Speaker Denies Opposition Rebuffed Over Constitutional Reform

By Ruzanna Khachatrian
Parliament speaker Artur Baghdasarian denied on Friday that his Orinats Yerkir Party and the two other members of Armenia’s ruling coalition have effectively rejected an opposition offer to reach a compromise agreement on constitutional reform.

In a joint statement, Orinats Yerkir as well as the Republican Party and the Armenian Revolutionary Federation (Dashnaktsutyun) said the opposition should take part in the reform process spearheaded by President Robert Kocharian without any preconditions. Leaders of the opposition Artarutyun (Justice) bloc and the National Unity Party (AMK) said it amounted to a rejection of three major constitutional amendments suggested by them.

But Baghdasarian sought to reassure them that Kocharian and his coalition allies are ready to incorporate their ideas into a package of constitutional changes which is expected to be put on a referendum later this year. “I think that on the contrary it was yet another call for joint work,” he said of the statement.

The two opposition groups say they are ready to end their year-long boycott of parliament sessions and endorse Kocharian’s constitutional package if he agrees to give additional powers to the National Assembly and make the mayor of Yerevan an elected official.

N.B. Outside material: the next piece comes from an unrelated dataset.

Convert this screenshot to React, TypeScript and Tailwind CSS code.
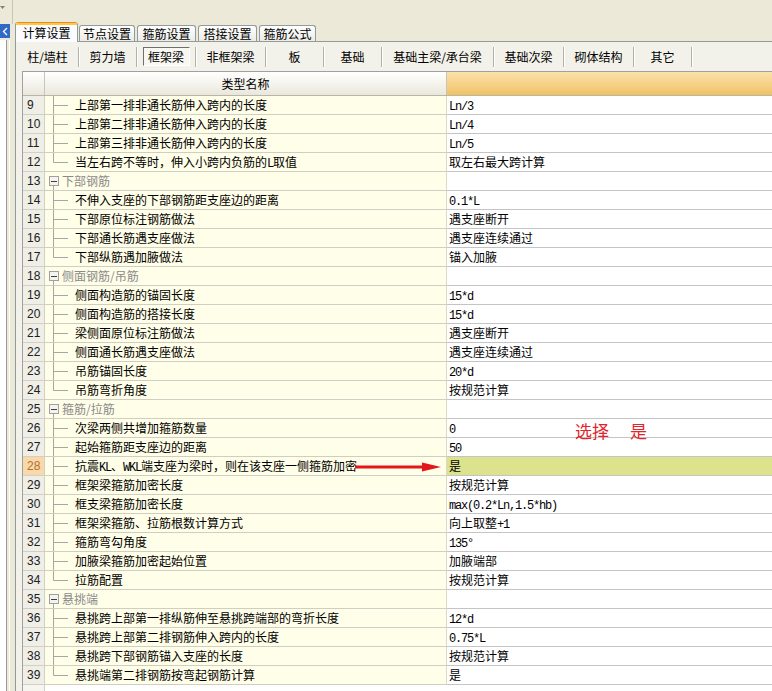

Nonetheless, parliament deputies representing Artarutyun will suspend the boycott on Monday to attend the opening sitting of the National Assembly’s spring session and try to force a debate on an opposition bill that would compensate the holders of depreciated Soviet-era bank accounts. The bill was due to be discussed by the assembly in late December along with a similar legislative initiative put forward by Orinats Yerkir. However, the debate was controversially blocked by the parliament majority loyal to Kocharian.

Baghdasarian disapproved of the opposition initiative which appears to be a public relations stunt aimed at further embarrassing the government on the highly sensitive issue. He said the opposition is keen to rekindle political tensions in the country and pointed to Kocharian’s decision on Thursday to set up an inter-ministerial commission that will look into possible ways of somehow compensate those Armenians whose cash savings were virtually wiped out by the hyperinflation of the early 1990s.